### REQUEST
Without the images, write out the whole listing exactly.

### INFORMATION SHOWN
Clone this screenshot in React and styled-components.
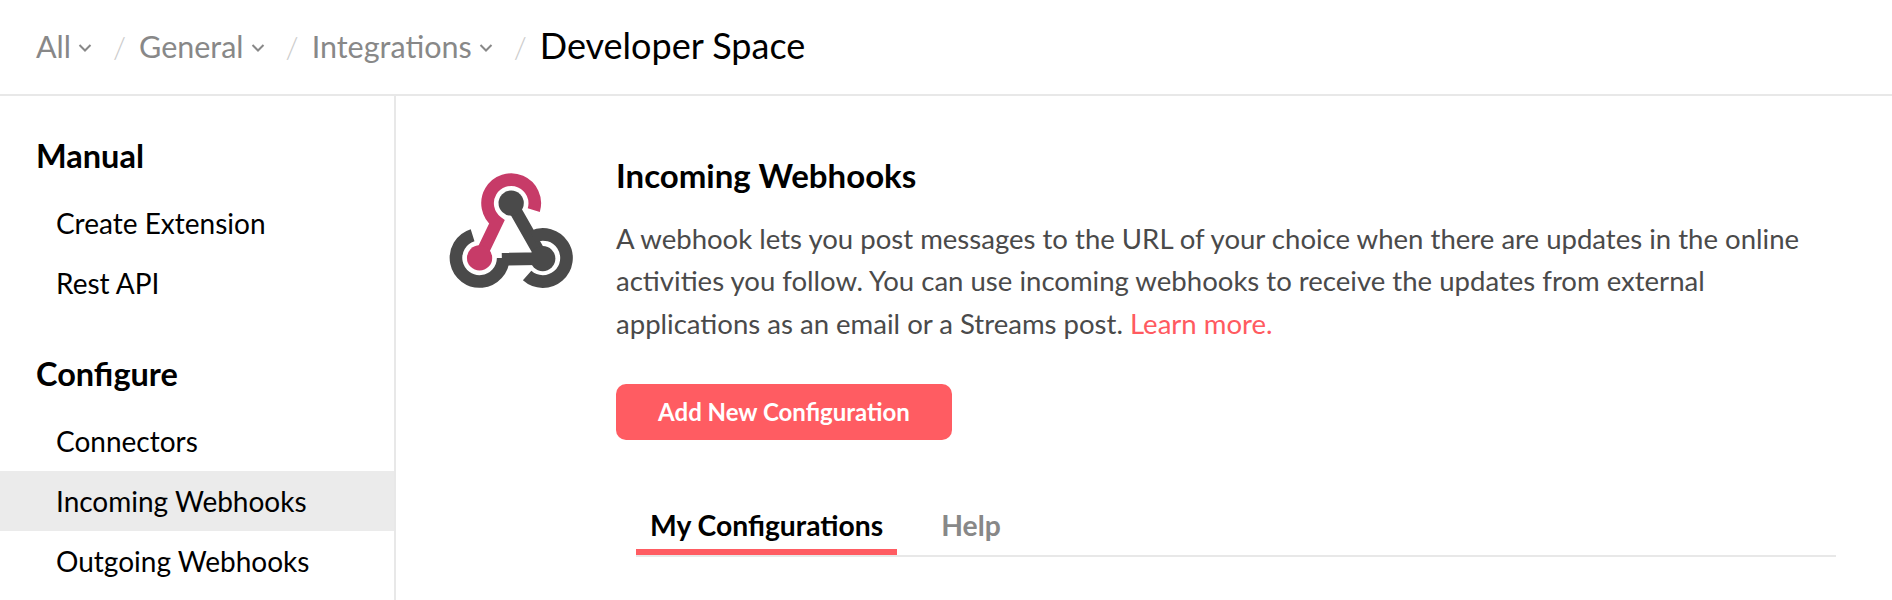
import React from "react";
import styled, { createGlobalStyle } from "styled-components";

const crumbs = ["All", "General", "Integrations"];
const sections = [
  { title: "Manual", items: ["Create Extension", "Rest API"] },
  { title: "Configure", items: ["Connectors", "Incoming Webhooks", "Outgoing Webhooks"] },
];

function Chevron() {
  return (
    <ChevronIcon viewBox="0 0 14 10">
      <path d="M1.5 2 L7 7.5 L12.5 2" fill="none" stroke="#888" strokeWidth="2" />
    </ChevronIcon>
  );
}

function WebhookLogo() {
  return (
    <LogoSvg viewBox="80 70 385 345">
      <g fill="none" stroke="#4a4a4a" strokeWidth="38">
        <path d="M273 160 L368 327 L245 329" />
        <path d="M157 257 A71 71 0 1 0 249 325" />
        <path d="M338 261 A71 71 0 1 1 321 378" />
      </g>
      <circle cx="273" cy="160" r="38" fill="#4a4a4a" />
      <circle cx="368" cy="327" r="38" fill="#4a4a4a" />
      <path
        d="M341 181 A71 71 0 1 0 230 217 L178 325"
        fill="none"
        stroke="#c73b68"
        strokeWidth="38"
      />
      <circle cx="178" cy="325" r="38" fill="#c73b68" />
    </LogoSvg>
  );
}

export default function App() {
  return (
    <Page>
      <GlobalStyle />
      <Header>
        {crumbs.map((c) => (
          <React.Fragment key={c}>
            <Crumb>
              {c}
              <Chevron />
            </Crumb>
            <Slash>/</Slash>
          </React.Fragment>
        ))}
        <PageTitle>Developer Space</PageTitle>
      </Header>
      <Body>
        <Sidebar>
          {sections.map((s) => (
            <Section key={s.title}>
              <SectionTitle>{s.title}</SectionTitle>
              {s.items.map((item) => (
                <NavItem key={item} $active={item === "Incoming Webhooks"}>
                  {item}
                </NavItem>
              ))}
            </Section>
          ))}
        </Sidebar>
        <Main>
          <LogoCol>
            <WebhookLogo />
          </LogoCol>
          <Content>
            <Heading>Incoming Webhooks</Heading>
            <Description>
              A webhook lets you post messages to the URL of your choice when there are updates in
              the online activities you follow. You can use incoming webhooks to receive the updates
              from external applications as an email or a Streams post.{" "}
              <LearnMore>Learn more.</LearnMore>
            </Description>
            <AddButton>Add New Configuration</AddButton>
            <Tabs>
              <Tab $active>My Configurations</Tab>
              <Tab>Help</Tab>
            </Tabs>
          </Content>
        </Main>
      </Body>
    </Page>
  );
}

const GlobalStyle = createGlobalStyle`
  body {
    margin: 0;
    background: #fff;
    font-family: Lato, "Liberation Sans", sans-serif;
  }
`;

const Page = styled.div`
  height: 600px;
  overflow: hidden;
  display: flex;
  flex-direction: column;
`;

const Header = styled.header`
  height: 92px;
  padding-bottom: 2px;
  flex: none;
  display: flex;
  align-items: center;
  padding-left: 36px;
  border-bottom: 2px solid #e8e8e8;
`;

const Crumb = styled.span`
  display: flex;
  align-items: center;
  gap: 7px;
  font-size: 30.5px;
  color: #888;
`;

const ChevronIcon = styled.svg`
  width: 14px;
  height: 10px;
  margin-top: 4px;
`;

const Slash = styled.span`
  margin: 0 13px 0 21px;
  font-size: 30px;
  font-weight: 300;
  color: #ccc;
`;

const PageTitle = styled.span`
  font-size: 36px;
  color: #000;
  margin-bottom: 3px;
`;

const Body = styled.div`
  flex: 1;
  display: flex;
  min-height: 0;
`;

const Sidebar = styled.nav`
  width: 394px;
  flex: none;
  border-right: 2px solid #e8e8e8;
  padding-top: 42px;
`;

const Section = styled.section`
  margin-bottom: 43px;
`;

const SectionTitle = styled.h3`
  margin: 0 0 19px;
  padding-left: 36px;
  font-size: 32.5px;
  line-height: 36px;
  font-weight: 700;
  color: #000;
`;

const NavItem = styled.div`
  height: 60px;
  display: flex;
  align-items: center;
  padding-left: 56px;
  font-size: 28px;
  color: #000;
  background: ${(p) => (p.$active ? "#ebebeb" : "transparent")};
`;

const Main = styled.main`
  flex: 1;
  display: flex;
  min-width: 0;
`;

const LogoCol = styled.div`
  width: 220px;
  flex: none;
  padding: 77px 0 0 51px;
  box-sizing: border-box;
`;

const LogoSvg = styled.svg`
  display: block;
  width: 128px;
  height: 115px;
`;

const Content = styled.div`
  width: 1220px;
  padding-top: 61px;
`;

const Heading = styled.h2`
  margin: 0 0 25px;
  font-size: 33px;
  line-height: 36px;
  font-weight: 700;
  color: #000;
`;

const Description = styled.p`
  margin: 0;
  width: 1200px;
  font-size: 27.55px;
  line-height: 42.3px;
  color: #4a4a4a;
`;

const LearnMore = styled.a`
  color: #ff5a60;
`;

const AddButton = styled.button`
  display: block;
  margin-top: 39px;
  width: 336px;
  height: 56px;
  border: 0;
  border-radius: 10px;
  background: #ff5c62;
  color: #fff;
  font-family: inherit;
  font-size: 24px;
  font-weight: 700;
`;

const Tabs = styled.div`
  margin-top: 68px;
  margin-left: 20px;
  display: flex;
  border-bottom: 2px solid #e8e8e8;
`;

const Tab = styled.div`
  padding: 0 14px 7px;
  margin-right: 30px;
  font-size: 28.3px;
  font-weight: 700;
  line-height: 34px;
  color: ${(p) => (p.$active ? "#000" : "#888")};
  border-bottom: 6px solid ${(p) => (p.$active ? "#ff5c62" : "transparent")};
`;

### SOLUTION TO THE EXERCISE
Clone this screenshot in React and styled-components.
import React from "react";
import styled, { createGlobalStyle } from "styled-components";

const crumbs = ["All", "General", "Integrations"];
const sections = [
  { title: "Manual", items: ["Create Extension", "Rest API"] },
  { title: "Configure", items: ["Connectors", "Incoming Webhooks", "Outgoing Webhooks"] },
];

function Chevron() {
  return (
    <ChevronIcon viewBox="0 0 14 10">
      <path d="M1.5 2 L7 7.5 L12.5 2" fill="none" stroke="#888" strokeWidth="2" />
    </ChevronIcon>
  );
}

function WebhookLogo() {
  return (
    <LogoSvg viewBox="80 70 385 345">
      <g fill="none" stroke="#4a4a4a" strokeWidth="38">
        <path d="M273 160 L368 327 L245 329" />
        <path d="M157 257 A71 71 0 1 0 249 325" />
        <path d="M338 261 A71 71 0 1 1 321 378" />
      </g>
      <circle cx="273" cy="160" r="38" fill="#4a4a4a" />
      <circle cx="368" cy="327" r="38" fill="#4a4a4a" />
      <path
        d="M341 181 A71 71 0 1 0 230 217 L178 325"
        fill="none"
        stroke="#c73b68"
        strokeWidth="38"
      />
      <circle cx="178" cy="325" r="38" fill="#c73b68" />
    </LogoSvg>
  );
}

export default function App() {
  return (
    <Page>
      <GlobalStyle />
      <Header>
        {crumbs.map((c) => (
          <React.Fragment key={c}>
            <Crumb>
              {c}
              <Chevron />
            </Crumb>
            <Slash>/</Slash>
          </React.Fragment>
        ))}
        <PageTitle>Developer Space</PageTitle>
      </Header>
      <Body>
        <Sidebar>
          {sections.map((s) => (
            <Section key={s.title}>
              <SectionTitle>{s.title}</SectionTitle>
              {s.items.map((item) => (
                <NavItem key={item} $active={item === "Incoming Webhooks"}>
                  {item}
                </NavItem>
              ))}
            </Section>
          ))}
        </Sidebar>
        <Main>
          <LogoCol>
            <WebhookLogo />
          </LogoCol>
          <Content>
            <Heading>Incoming Webhooks</Heading>
            <Description>
              A webhook lets you post messages to the URL of your choice when there are updates in
              the online activities you follow. You can use incoming webhooks to receive the updates
              from external applications as an email or a Streams post.{" "}
              <LearnMore>Learn more.</LearnMore>
            </Description>
            <AddButton>Add New Configuration</AddButton>
            <Tabs>
              <Tab $active>My Configurations</Tab>
              <Tab>Help</Tab>
            </Tabs>
          </Content>
        </Main>
      </Body>
    </Page>
  );
}

const GlobalStyle = createGlobalStyle`
  body {
    margin: 0;
    background: #fff;
    font-family: Lato, "Liberation Sans", sans-serif;
  }
`;

const Page = styled.div`
  height: 600px;
  overflow: hidden;
  display: flex;
  flex-direction: column;
`;

const Header = styled.header`
  height: 92px;
  padding-bottom: 2px;
  flex: none;
  display: flex;
  align-items: center;
  padding-left: 36px;
  border-bottom: 2px solid #e8e8e8;
`;

const Crumb = styled.span`
  display: flex;
  align-items: center;
  gap: 7px;
  font-size: 30.5px;
  color: #888;
`;

const ChevronIcon = styled.svg`
  width: 14px;
  height: 10px;
  margin-top: 4px;
`;

const Slash = styled.span`
  margin: 0 13px 0 21px;
  font-size: 30px;
  font-weight: 300;
  color: #ccc;
`;

const PageTitle = styled.span`
  font-size: 36px;
  color: #000;
  margin-bottom: 3px;
`;

const Body = styled.div`
  flex: 1;
  display: flex;
  min-height: 0;
`;

const Sidebar = styled.nav`
  width: 394px;
  flex: none;
  border-right: 2px solid #e8e8e8;
  padding-top: 42px;
`;

const Section = styled.section`
  margin-bottom: 43px;
`;

const SectionTitle = styled.h3`
  margin: 0 0 19px;
  padding-left: 36px;
  font-size: 32.5px;
  line-height: 36px;
  font-weight: 700;
  color: #000;
`;

const NavItem = styled.div`
  height: 60px;
  display: flex;
  align-items: center;
  padding-left: 56px;
  font-size: 28px;
  color: #000;
  background: ${(p) => (p.$active ? "#ebebeb" : "transparent")};
`;

const Main = styled.main`
  flex: 1;
  display: flex;
  min-width: 0;
`;

const LogoCol = styled.div`
  width: 220px;
  flex: none;
  padding: 77px 0 0 51px;
  box-sizing: border-box;
`;

const LogoSvg = styled.svg`
  display: block;
  width: 128px;
  height: 115px;
`;

const Content = styled.div`
  width: 1220px;
  padding-top: 61px;
`;

const Heading = styled.h2`
  margin: 0 0 25px;
  font-size: 33px;
  line-height: 36px;
  font-weight: 700;
  color: #000;
`;

const Description = styled.p`
  margin: 0;
  width: 1200px;
  font-size: 27.55px;
  line-height: 42.3px;
  color: #4a4a4a;
`;

const LearnMore = styled.a`
  color: #ff5a60;
`;

const AddButton = styled.button`
  display: block;
  margin-top: 39px;
  width: 336px;
  height: 56px;
  border: 0;
  border-radius: 10px;
  background: #ff5c62;
  color: #fff;
  font-family: inherit;
  font-size: 24px;
  font-weight: 700;
`;

const Tabs = styled.div`
  margin-top: 68px;
  margin-left: 20px;
  display: flex;
  border-bottom: 2px solid #e8e8e8;
`;

const Tab = styled.div`
  padding: 0 14px 7px;
  margin-right: 30px;
  font-size: 28.3px;
  font-weight: 700;
  line-height: 34px;
  color: ${(p) => (p.$active ? "#000" : "#888")};
  border-bottom: 6px solid ${(p) => (p.$active ? "#ff5c62" : "transparent")};
`;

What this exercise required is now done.